# mini skid steer power broom?? questions



## andrewlawnrangr (Dec 3, 2004)

who uses a mini skid for snow? i am looking into getting a power broom for my mini. advantages or disadvantages?
ideas or thoughts???


----------



## xtreem3d (Nov 26, 2005)

sorry if this isn't whjat your asking about but i used a power broom for the first time this past week in the snow to go over rough sets of RR tracks that were damaging my pushers. this was on a full size machine , 84" wide broom, and i couldn't have been happier with they way it worked. when the operator had free time he would sweep along with us and it worked great...definitely something i'll buy if i keep this contract
steve


----------



## andrewlawnrangr (Dec 3, 2004)

high or low flow machine? im looking at one for side walks to speed things up a bit. at one site its about 3100 linear feet. most are straight shot but some have curves and some are along main road..


----------



## snow game (Sep 28, 2008)

I have been tols they don't work well with more than 6". Why not throw a plow on it?


----------



## sidthss (Oct 23, 2009)

I have a blower on mine and it does a good job, throws the snow a long ways with the blower, I would think a broom would do a good job, I have a plow as well and it just doesnt impress me at all, to slow and it doesnt help that I have a 7' plow, but I would use a blower or a broom, just depends on what you are doing.


----------



## xtreem3d (Nov 26, 2005)

the machine i'm running the broom on it NOT a hi flow machine, as far as the 6" goes , i can see where it would not be effective but our snow never piles up like that. after the broom went by the pavement was bare. the broom i have is a poly and steel combo.
steve


----------



## snow game (Sep 28, 2008)

I just got a blower for our sidewalk machine (2320 Deere) can't wait to try it out.


----------



## andrewlawnrangr (Dec 3, 2004)

im thinking the broom will be better than the blower because we keep up with the walks and would only be clearing about 3" of snow we use small padle blowers but im looking for more coverage and speed. i got a quote for a 48" broom with poly bristles for $2900.00 with manual angle. i found one used (75 miles away) for 2400.00

thanks all


----------



## sidthss (Oct 23, 2009)

I say go for it, if the broom suits your needs and as long as you are happy.
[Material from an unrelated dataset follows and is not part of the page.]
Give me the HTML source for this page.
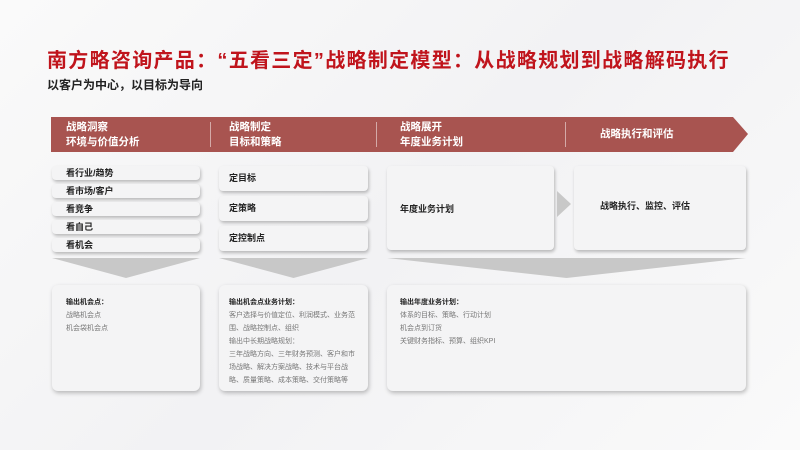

The only thing I dont like about the small machines is how slow they are compared to anything else, but oh well.


----------



## andrewlawnrangr (Dec 3, 2004)

i just dont think a blade will clean as well as a broom. i mean they are made for cleaning and when the pavment is uneven i think it will do great..... as to a blower 4500 dollars is alot just for sidewalks


----------



## xtreem3d (Nov 26, 2005)

andrewlawnrangr;958307 said:


> im thinking the broom will be better than the blower because we keep up with the walks and would only be clearing about 3" of snow we use small padle blowers but im looking for more coverage and speed. i got a quote for a 48" broom with poly bristles for $2900.00 with manual angle. i found one used (75 miles away) for 2400.00
> 
> thanks all


try here http://www.rootgrapple.com/rotary_broom.html


----------



## andrewlawnrangr (Dec 3, 2004)

need one for a mini skid thank you


----------



## ryde307 (Dec 3, 2009)

We run a brrom on a full size for sidewalks and if you keep up with the snow 2-3" max it is great. for smalller its really nice. I would get one with the metal and poly brush. A site we subbed at last year used walk behind brooms so similar size and again as long as the snow wasnt to deep they were great.
If the snow is deep blow then sweep.


----------



## andrewlawnrangr (Dec 3, 2004)

with the mix bristles will they scratch pavers, blue stone, concrete or sealed blacktop?


----------



## ryde307 (Dec 3, 2009)

I am not positive we only use on concrete sidewalks. I have a friend that does a paver driveway route with only a broom and I will ask what they run.


----------



## xtreem3d (Nov 26, 2005)

andrewlawnrangr;958859 said:


> need one for a mini skid thank you


your welcome...posted that site because he is so cheap...thought he might do a smaller broom that wasn't listed. he told me they are power angle and reversable


----------